Ao viajar para China na metade de 2007, os dois artistas testaram durante três semanas o software. Nos vários internet-cafés que visitaram – internautas na China praticamente só dispõem de acesso público à Internet, já que acesso privado ainda é restrito – eles fizeram rodar um script (programa) que havia sido instalado num servidor em Zurique. A página web chamada contém apenas um simples formulário. O que é escrito no espaço é codificado e escapa, dessa forma, dos “xerifes” da web.

Como exemplo, o usuário pode começar a busca ao entrar na página da Google americana e clicar sobre o serviço de busca de imagens. Ao escrever “Tiananmen”, o resultado mostra 79.500 fotos, sendo que uma grande parte é relativa ao massacre ocorrido entre 3 e 4 de junho de 1989, quando tropas governistas chinesas mataram cerca de 2.600 manifestantes.

Na China, buscas feita no Google e em outras máquinas de procura, sejam de imagens ou textos, podem ser bloqueadas pela censura eletrônica. medida de segurança é o registro obrigatório, por parte dos proprietários de internet-cafés, da identidade dos usuários.

Porém como Picidae transforma os resultados da busca em uma imagem, transformando cada link da página original em HTML em “Image Map”, uma imagem que é sensível ao toque do mouse. Também formulários são tratados como imagens. Dessa forma é possível navegar sem obstáculos em qualquer site, mesmo aqueles de conteúdos interditados.

Teste com palavras censuradas

Para ver como realmente funciona a censura, Mathias e Christoph tentaram navegar diretamente, sem utilizar o servidor instalado em Zurique. Ao fazer uma procura no Google com as expressões “Tiananmen, Democracia e Massacre”, eles tiveram mesma experiência vivida comumente pelos internautas chineses: depois de alguns segundos, apareceu uma tela com a inscrição “The connection has timed out” e, logo ao lado, “Problem loading page” (“A conexão foi interrompida” e “página não pode ser carregada”.), simulando um problema técnico.

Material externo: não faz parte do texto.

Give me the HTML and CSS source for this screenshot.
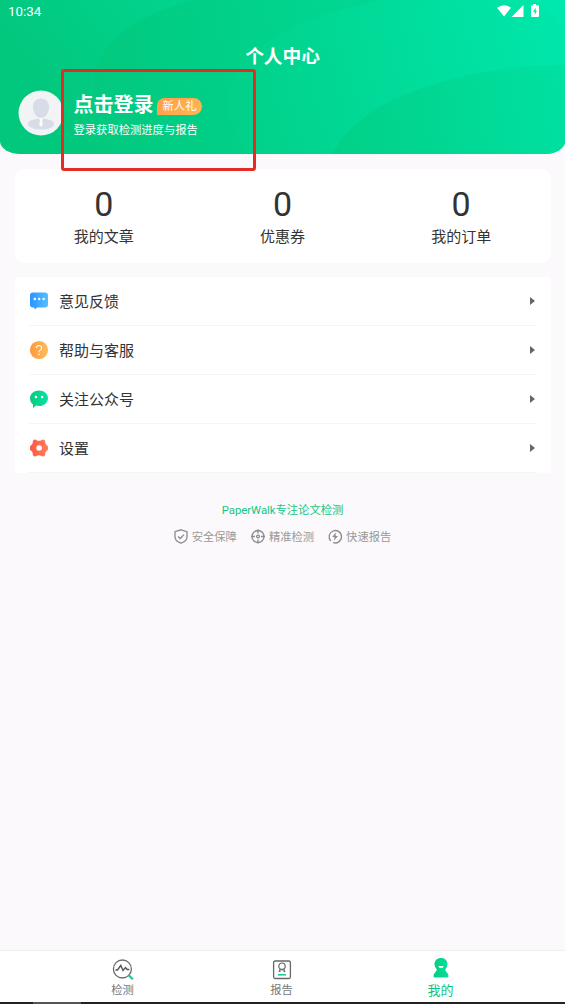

Apesar do aspecto técnico de Picidae, os jovens suíços vêem seu trabalho uma obra de arte. “Com ele sondamos as fronteiras da percepção. O que nos interessa é como as pessoas ganham o seu próprio ponto de vista. E como este influencia o comportamento e a linguagem”, explica Jud.

Para o jovem artista, o exemplo da China comprovou suas teses. “Lá as pessoas não precisam fazer buscas de termos proibidos como Tiananmen, pois elas sabem que existe a censura. Assim elas utilizam a Internet de uma maneira completamente diferente do ocidente. Os chineses querem mais se distrair, jogar jogos, se informar sobre as novelas ou escapar da realidade. Na arte trabalhamos também a questão da percepção”, justifica.

Rede descentralizada

Picidae só poderá ter sucesso se escapar do batalhão de censores, que atuam não apenas em países de regimes opressores, mas que também em países democráticos, porém de formas mais sutis. O projeto precisa expandir sua comunidade de usuários.

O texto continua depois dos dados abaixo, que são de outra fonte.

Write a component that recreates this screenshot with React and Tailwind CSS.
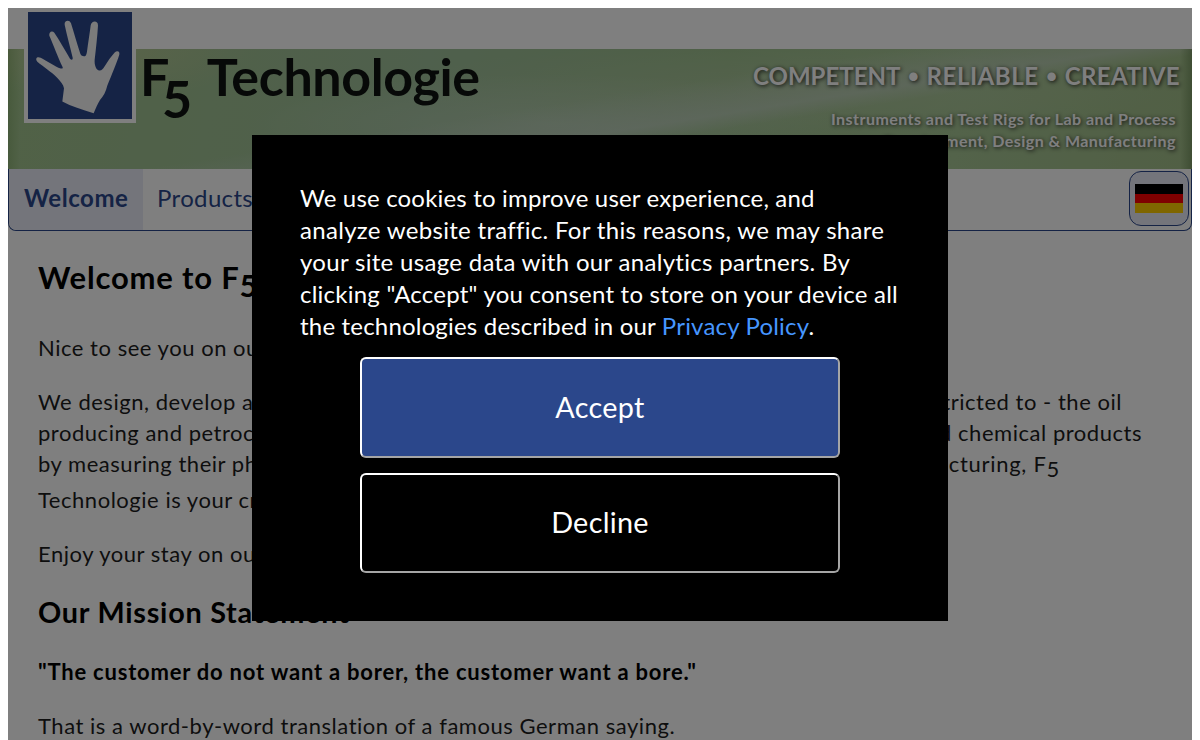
function HandLogo() {
  return (
    <div className="h-[115px] w-28 shrink-0 -mt-[41px] border-4 border-white bg-[#2b478b]">
      <svg viewBox="24 12 312 320" preserveAspectRatio="none" className="h-[107px] w-[104px]">
        <path
          fill="#f6f6f6"
          d="M127 280 L132 240 C130 228 122 220 110 207 C95 192 70 176 52 161 C44 150 52 144 62 149 C80 158 105 176 122 181 C128 182 130 180 127 175 C115 150 100 110 88 83 C86 72 96 66 103 74 C115 92 135 125 150 152 C155 157 159 155 158 149 C150 115 140 80 134 50 C132 38 148 33 153 46 C162 75 172 110 181 137 C184 144 190 145 195 144 C199 143 200 135 201 130 C205 100 209 75 212 52 C214 38 234 36 234 52 C232 85 228 120 224 155 C223 172 228 184 237 187 C245 188 249 182 254 174 C263 160 273 145 284 133 C292 126 300 130 298 139 C290 165 275 200 262 232 C258 250 250 265 240 275 C233 287 227 300 221 315 C185 304 155 295 127 280Z"
        />
      </svg>
    </div>
  );
}

function Header() {
  return (
    <header className="mt-[41px] flex h-[120px] shrink-0 justify-between bg-[linear-gradient(90deg,rgba(110,150,80,0.35),transparent_1%,transparent_99%,rgba(90,120,70,0.5)),linear-gradient(171deg,transparent_46%,rgba(200,212,204,0.5)_58%,transparent_63%),radial-gradient(ellipse_300px_50px_at_540px_75px,rgba(205,218,208,0.4),transparent),radial-gradient(ellipse_380px_50px_at_780px_40px,rgba(190,205,175,0.4),transparent),radial-gradient(ellipse_160px_50px_at_90px_0px,rgba(200,205,150,0.5),transparent),linear-gradient(100deg,#a2c48e,#9fc09a_35%,#9cc08c_60%,#a6c694_80%,#a3bf8a)] pr-3 pl-4">
      <div className="flex items-start">
        <HandLogo />
        <div className="flex pl-1 text-[52px] leading-[54px] font-bold tracking-[-0.4px] text-[#0e1210]">
          <span>F</span>
          <span className="relative top-[22px] -ml-[7px]">5</span>
          <span className="ml-[15px]">Technologie</span>
        </div>
      </div>
      <div className="flex flex-col items-end pt-[11px] font-bold text-white text-shadow-[1px_1px_4px_#222]">
        <div className="flex items-center gap-2 text-2xl leading-8">
          <span>COMPETENT</span>
          <span className="text-[17px]">●</span>
          <span className="tracking-[0.55px]">RELIABLE</span>
          <span className="text-[17px]">●</span>
          <span className="tracking-[0.4px]">CREATIVE</span>
        </div>
        <div className="mt-4 pr-1 text-right text-base leading-[22px] tracking-[0.46px]">
          <p>Instruments and Test Rigs for Lab and Process</p>
          <p>Development, Design &amp; Manufacturing</p>
        </div>
      </div>
    </header>
  );
}

function Nav() {
  return (
    <nav className="flex h-[62px] shrink-0 justify-between rounded-b-lg border border-t-0 border-[#2b478b] text-2xl leading-[58px] text-[#2b478b]">
      <div className="flex">
        <a className="w-[134px] rounded-bl-lg bg-[#e9ebf7] pl-[15px] font-bold tracking-[0.55px]">Welcome</a>
        <a className="pl-[14px] tracking-[0.35px]">Products</a>
      </div>
      <button
        type="button"
        title="Deutsch"
        className="mt-0.5 mr-0.5 flex h-[55px] w-[60px] items-center justify-center rounded-xl border border-[#2b478b] bg-[#e9ebf7]"
      >
        <span className="flex h-[29px] w-12 flex-col">
          <span className="flex-1 bg-black" />
          <span className="flex-1 bg-[#ff0000]" />
          <span className="flex-1 bg-[#ffcc00]" />
        </span>
      </button>
    </nav>
  );
}

function Content() {
  return (
    <main className="px-[30px] pt-[26px] text-[22px] leading-[31px] tracking-[0.53px] text-[#1c1c1c]">
      <h1 className="flex text-[31px] leading-10 font-bold tracking-[0.82px] text-black">
        <span>Welcome to F</span>
        <span className="relative top-2">5</span>
      </h1>
      <p className="mt-[35px]">Nice to see you on our</p>
      <div className="mt-[23px]">
        <p className="flex w-[1084px] justify-between">
          <span>We design, develop and manufacture</span>
          <span>for - but not restricted to - the oil</span>
        </p>
        <p className="flex w-[1104px] justify-between">
          <span>producing and petrochemical</span>
          <span>and chemical products</span>
        </p>
        <p className="mb-[5px] flex w-[1022px] justify-between">
          <span>by measuring their physical</span>
          <span className="tracking-[0.7px]">
            manufacturing, F<span className="relative top-[5px]">5</span>
          </span>
        </p>
        <p>Technologie is your creative</p>
      </div>
      <p className="mt-[23px]">Enjoy your stay on our</p>
      <h2 className="mt-[23px] text-[28.8px] leading-10 font-bold tracking-[0.75px] text-black">
        Our Mission Statement
      </h2>
      <p className="mt-6 font-bold tracking-[0.78px] text-black">
        "The customer do not want a borer, the customer want a bore."
      </p>
      <p className="mt-[23px]">That is a word-by-word translation of a famous German saying.</p>
    </main>
  );
}

function CookieButton({ label, className }) {
  return (
    <button
      type="button"
      className={`w-[480px] rounded-md border-2 border-t-white border-l-white border-r-[#a5a5a5] border-b-[#a5a5a5] text-[28.8px] tracking-[0.3px] ${className}`}
    >
      {label}
    </button>
  );
}

function CookieDialog() {
  return (
    <div className="absolute top-[127px] left-[244px] flex h-[486px] w-[696px] flex-col items-center bg-black pt-[47px] text-white">
      <div className="w-[600px] text-2xl leading-8 whitespace-nowrap">
        <p className="tracking-[0.18px]">We use cookies to improve user experience, and</p>
        <p className="tracking-[0.31px]">analyze website traffic. For this reasons, we may share</p>
        <p className="tracking-[0.31px]">your site usage data with our analytics partners. By</p>
        <p className="tracking-[0.23px]">clicking "Accept" you consent to store on your device all</p>
        <p className="tracking-[0.19px]">
          the technologies described in our <a className="text-[#4696ff]">Privacy Policy</a>.
        </p>
      </div>
      <CookieButton label="Accept" className="mt-[15px] h-[101px] bg-[#2b478b]" />
      <CookieButton label="Decline" className="mt-[15px] h-[100px] bg-black" />
    </div>
  );
}

export default function App() {
  return (
    <div className="h-[740px] w-[1200px] overflow-hidden bg-white px-2 pt-2 font-[Lato,sans-serif]">
      <div className="relative flex h-[732px] flex-col">
        <Header />
        <Nav />
        <Content />
        <div className="absolute inset-0 bg-black/50" />
        <CookieDialog />
      </div>
    </div>
  );
}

As pessoas que querem participar fazem o download do software (open source) e instalam nos seus próprios servidores. Neles, o programa faz a transcodificação de HTML em imagem. Quem não tem servidor, pode oferecer seu domínio como “pici-Proxy Server” e abrigar, dessa forma, páginas que funcionam como “janelas” de contato com os servidores. Quanto maior o número de participantes na rede, mais difícil fica para a censura de bloquear endereços-IP espalhados aleatoriamente em todo o mundo. Estes são trocados entre os usuários através de e-mail e outras formas de contato. “O que permite na China a várias das pessoas interessadas de sempre ter um endereço do Picidae à disposição”.

Pela originalidade do projeto, Mathias Jud e Christoph Wachter ganharam em 2007 o Prêmio de Cultura da Migros, a maior rede de supermercados e também administradora de escolas e outros projetos sociais. Como os dois não ganham dinheiro com Picidae, os 25 mil francos suíços são mais do que bem-vindos.

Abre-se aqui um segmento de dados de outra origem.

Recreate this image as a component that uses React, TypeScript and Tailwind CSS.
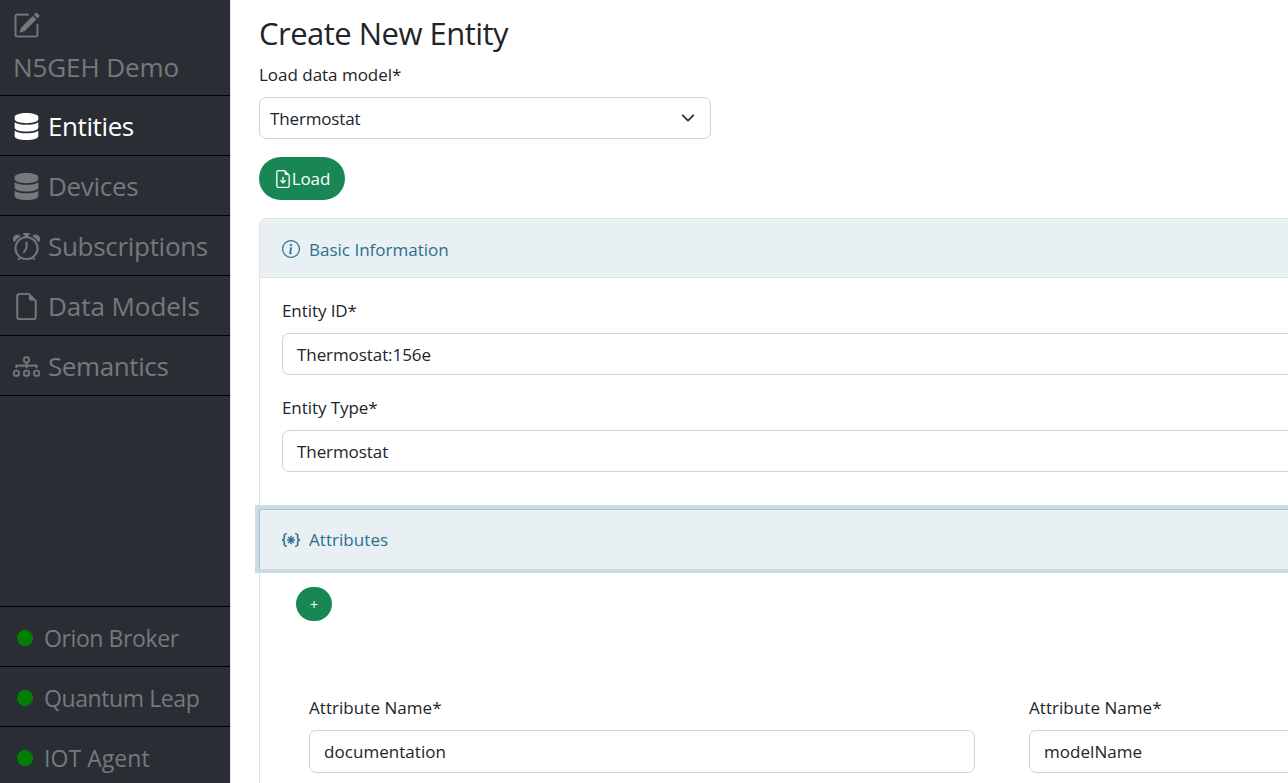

swissinfo, Alexander Thoele

Sites bloqueados na China:
BBC
Sites que contenham informações de temas considerados “tabu”:
protestos pela democracia.
contra a ocupação do Tibet.
sobre o massacre de Tiananmen.
relativos à seita Falun Gong.
com material considerado pornográfico ou obsceno.

Os artistas suíços Christoph Wachter e Mathias Jud desenvolveram o projeto “Picidae”, cujo principal objetivo é contornar os sistemas de controle e censura da Internet.
O software aberto pode ser instalado por qualquer um no seu servidor. Páginas na Internet abrigam as “janelas”, onde as buscas são realizadas.
Nelas, as páginas em HTML são transformadas em imagens “jpg”. Os links das páginas se transformam em “image maps”, o que permite a navegação.
Como imagens não podem ser filtratadas pelos sistemas de controle, páginas de sites proibidos na China, por exemplo, como a BBC ou relativas à temas políticos polêmicos, podem ser vistas.